Note: The following description of Pittsfield Township is taken from the NEW HISTORICAL ATLAS OF WASHTENAW COUNTY MICHIGAN ILLUSTRATED, Everts & Stewart, 1874, Compiled, Drawn and Published From Personal Examinations and Surveys Chicago, Ill. 1874.
Pittsfield, memorable not alone for its unsurpassed fertility and location, but for its many self-denying early pioneers. This town was first settled in 1824, in which year Samuel McDowell, Ezra Maynard, Lewis Barr, and Oliver Whitmore, with their families, came and occupied the land. Mr. Barney settled in 1825, in the Whitmore settlement. On the books of the United States Land Office at Detroit we find the following entries of land for this year, viz: June 4, Ezra Barr, in Section 2; Ezra and Charles M. Maynard, the south half of Section 3; John Hiscock, Sections 4 and 9; Claudius Britton, Jr., Section 3; June 7, Oliver Whitmore, Section 11; Samuel McDowell, southwest half of Section 2; June 14, Luke H. Whitmore, Section 2; July 29, Joseph Parsons, Jr., Section 2; September 21, Charles Anderson, Section 2. In the spring following (1825) Eri Higby located on Section 4; Dr. Kellogg on Section 3, Robert Geddes on Sections 7 and 18, and John Gilbert and Jonathan Kearsley on Section 31. These were the first purchases. David Hardy came in 1825. Thomas Wood was also an early settler in the south part of the town, and one of the most successful farmers in the County. Of him it is said: “He made the most money from small beginnings of any one in this section.” He died some eight years or more ago.
Pittsfield was organized in 1836, prior to which it was included in the civil jurisdiction of Ann Arbor Township. When organized, it was christened "Pitt," after the celebrated statesman and orator; but, subsequently, “field” was very appropriately added, as it is truly a region of fertile fields. In the early day her people not only went to Ann Arbor for marketing, blacksmithing, etc., but to church, with ox-teams.
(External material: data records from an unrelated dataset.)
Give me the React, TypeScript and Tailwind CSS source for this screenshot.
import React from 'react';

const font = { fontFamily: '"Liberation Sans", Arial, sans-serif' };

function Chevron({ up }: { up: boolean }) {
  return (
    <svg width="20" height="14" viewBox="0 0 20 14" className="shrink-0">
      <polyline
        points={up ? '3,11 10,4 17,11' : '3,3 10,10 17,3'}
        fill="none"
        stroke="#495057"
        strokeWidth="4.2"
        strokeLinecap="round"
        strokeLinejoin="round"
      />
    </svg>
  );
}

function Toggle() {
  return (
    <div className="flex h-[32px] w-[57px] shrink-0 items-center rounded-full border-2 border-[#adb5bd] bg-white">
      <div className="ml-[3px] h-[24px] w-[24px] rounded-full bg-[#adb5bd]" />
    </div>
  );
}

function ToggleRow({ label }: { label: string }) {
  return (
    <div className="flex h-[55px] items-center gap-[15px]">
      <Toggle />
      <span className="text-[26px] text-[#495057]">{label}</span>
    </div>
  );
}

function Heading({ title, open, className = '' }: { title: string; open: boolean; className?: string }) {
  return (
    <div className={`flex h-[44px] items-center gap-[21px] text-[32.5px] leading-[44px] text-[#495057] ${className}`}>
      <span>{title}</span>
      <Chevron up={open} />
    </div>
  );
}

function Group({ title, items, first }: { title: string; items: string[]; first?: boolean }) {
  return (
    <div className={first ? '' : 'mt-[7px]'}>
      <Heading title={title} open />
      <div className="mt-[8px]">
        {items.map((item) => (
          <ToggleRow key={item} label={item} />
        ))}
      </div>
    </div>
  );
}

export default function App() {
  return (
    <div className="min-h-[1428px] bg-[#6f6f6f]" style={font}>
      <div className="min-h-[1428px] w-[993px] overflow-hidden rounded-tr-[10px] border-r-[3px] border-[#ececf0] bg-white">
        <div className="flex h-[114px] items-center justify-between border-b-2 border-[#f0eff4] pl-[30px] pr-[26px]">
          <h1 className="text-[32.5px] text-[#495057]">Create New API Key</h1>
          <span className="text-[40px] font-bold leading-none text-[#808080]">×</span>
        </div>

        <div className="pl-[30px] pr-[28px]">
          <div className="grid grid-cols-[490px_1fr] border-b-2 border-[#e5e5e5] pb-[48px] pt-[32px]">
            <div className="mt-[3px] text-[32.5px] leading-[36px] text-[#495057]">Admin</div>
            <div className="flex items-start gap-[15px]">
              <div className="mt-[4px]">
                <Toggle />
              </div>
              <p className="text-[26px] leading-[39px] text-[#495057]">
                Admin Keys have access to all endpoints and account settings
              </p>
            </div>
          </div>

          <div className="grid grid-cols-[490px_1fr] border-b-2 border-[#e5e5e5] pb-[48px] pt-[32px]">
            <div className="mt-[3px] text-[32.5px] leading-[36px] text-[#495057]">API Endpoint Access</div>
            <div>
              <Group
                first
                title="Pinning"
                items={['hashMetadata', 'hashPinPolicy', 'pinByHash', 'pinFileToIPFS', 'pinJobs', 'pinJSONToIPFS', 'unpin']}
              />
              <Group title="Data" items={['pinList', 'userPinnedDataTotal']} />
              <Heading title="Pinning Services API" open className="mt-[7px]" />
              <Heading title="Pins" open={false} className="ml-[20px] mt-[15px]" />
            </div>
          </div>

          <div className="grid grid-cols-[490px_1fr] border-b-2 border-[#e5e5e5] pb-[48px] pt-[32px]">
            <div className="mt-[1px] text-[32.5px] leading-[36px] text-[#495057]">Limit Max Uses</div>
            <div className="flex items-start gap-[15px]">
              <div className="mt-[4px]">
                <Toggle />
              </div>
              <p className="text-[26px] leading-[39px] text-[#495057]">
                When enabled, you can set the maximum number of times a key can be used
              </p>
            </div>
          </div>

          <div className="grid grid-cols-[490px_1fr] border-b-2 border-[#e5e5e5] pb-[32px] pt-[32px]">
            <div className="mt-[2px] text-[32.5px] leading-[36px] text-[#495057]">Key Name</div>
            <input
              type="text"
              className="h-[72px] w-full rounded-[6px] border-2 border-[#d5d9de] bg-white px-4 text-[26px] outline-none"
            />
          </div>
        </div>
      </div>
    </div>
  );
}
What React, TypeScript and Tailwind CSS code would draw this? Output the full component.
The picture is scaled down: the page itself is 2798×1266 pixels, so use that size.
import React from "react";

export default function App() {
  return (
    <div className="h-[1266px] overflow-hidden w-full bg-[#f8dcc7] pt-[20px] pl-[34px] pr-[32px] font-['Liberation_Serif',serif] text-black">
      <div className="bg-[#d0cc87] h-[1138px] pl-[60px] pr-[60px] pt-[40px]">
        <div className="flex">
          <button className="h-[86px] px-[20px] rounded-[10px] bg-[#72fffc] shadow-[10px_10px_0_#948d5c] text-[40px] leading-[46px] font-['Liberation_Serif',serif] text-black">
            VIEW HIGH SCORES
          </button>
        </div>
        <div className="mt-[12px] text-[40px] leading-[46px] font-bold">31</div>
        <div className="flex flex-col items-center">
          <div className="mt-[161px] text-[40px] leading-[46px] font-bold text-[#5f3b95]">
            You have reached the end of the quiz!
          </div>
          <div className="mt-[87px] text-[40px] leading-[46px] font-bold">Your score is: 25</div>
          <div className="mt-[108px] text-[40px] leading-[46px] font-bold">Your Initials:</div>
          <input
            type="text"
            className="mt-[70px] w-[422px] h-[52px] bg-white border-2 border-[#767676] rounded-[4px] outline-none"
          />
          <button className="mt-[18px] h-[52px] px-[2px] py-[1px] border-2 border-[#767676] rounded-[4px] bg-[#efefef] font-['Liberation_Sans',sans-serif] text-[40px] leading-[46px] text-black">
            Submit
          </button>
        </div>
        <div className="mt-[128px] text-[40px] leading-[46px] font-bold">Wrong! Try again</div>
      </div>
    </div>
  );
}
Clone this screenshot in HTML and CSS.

The Indians supplied them the first year or two with cranberries and venison. "Quinine and marsh-hay" also were valued allies in those days. Mr. Maynard says the boys of that time often used to go hunting and fishing with the Indians.
Oliver Whitmore was the first justice in Pittsfield; Miss Brooks the first school teacher, in 1826-7. The first birth was that of a daughter of Samuel D. McDowell, now Mrs. A. R. Hall, in 1824. The records inform us that the members of the First and Second Wesleyan Societies of Pittsfield Township met at school-house in District 3 on the 22d day of September, 1845, and organized a society known as the "First Wesleyan Methodist Society of Pittsfield." David Page bought the farm, and sold it to the County, about 1836, upon which the poorhouse was built. The first structure, a frame building, was commenced in the summer and finished in the fall of 1836, and two years later the stone building was constructed. Its first superintendents were Lewis Barr and Samuel D. McDowell, of Pittsfield, and Job Gorton, of Ypsilanti. Moses Boylan was the first keeper.
Pittsfield is noted for its grain, stock, and excellent fruit, its fine farms and thrifty farmers. There is neither village, hamlet, nor post-office, in this town.